Liquidity Risk

Risk & Portfolio
Updated Apr 2026

The risk of being unable to sell an asset quickly at a fair price, or of being unable to meet financial obligations as they come due.

What is Liquidity Risk?

Liquidity risk exists in two related forms. Asset liquidity risk is the danger that a security or asset cannot be sold quickly without a significant price concession — common in less-traded bonds, small-cap stocks, real estate, and alternative investments. Funding liquidity risk is the inability of a firm or individual to meet financial obligations as they come due, either because assets cannot be quickly converted to cash or because credit markets are closed. During financial crises, asset liquidity risk and funding liquidity risk reinforce each other: falling asset prices force leveraged sellers to liquidate, which further depresses prices and dries up market liquidity.

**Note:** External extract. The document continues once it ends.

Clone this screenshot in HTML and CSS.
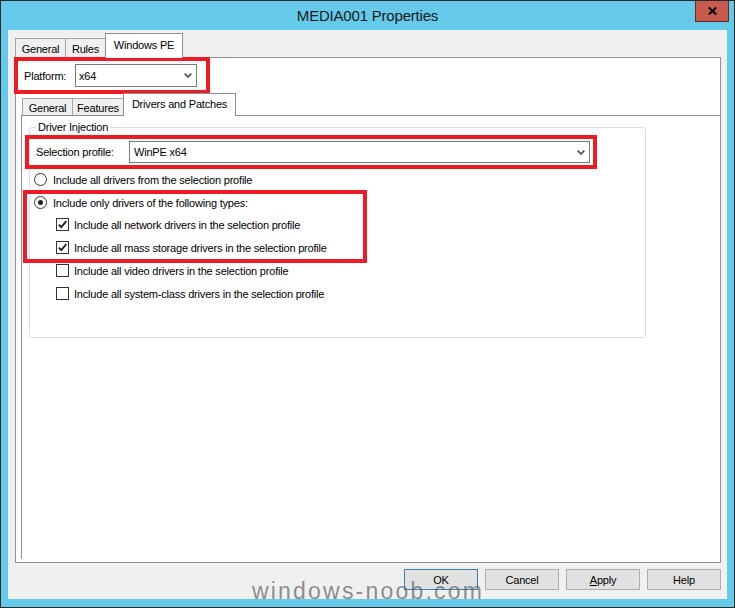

Bid-ask spreads, trading volume, and market depth are common proxies for asset liquidity.

Example

Example

During the 2008 financial crisis, structured credit products such as mortgage-backed securities (MBS) and collateralized debt obligations (CDOs) became nearly impossible to sell at any price as buyers disappeared. Banks holding these assets faced funding liquidity risk — they could not use illiquid assets as collateral for short-term borrowing. This forced fire sales that further depressed prices, creating a negative feedback loop that the Federal Reserve ultimately broke by providing emergency liquidity through unprecedented programs.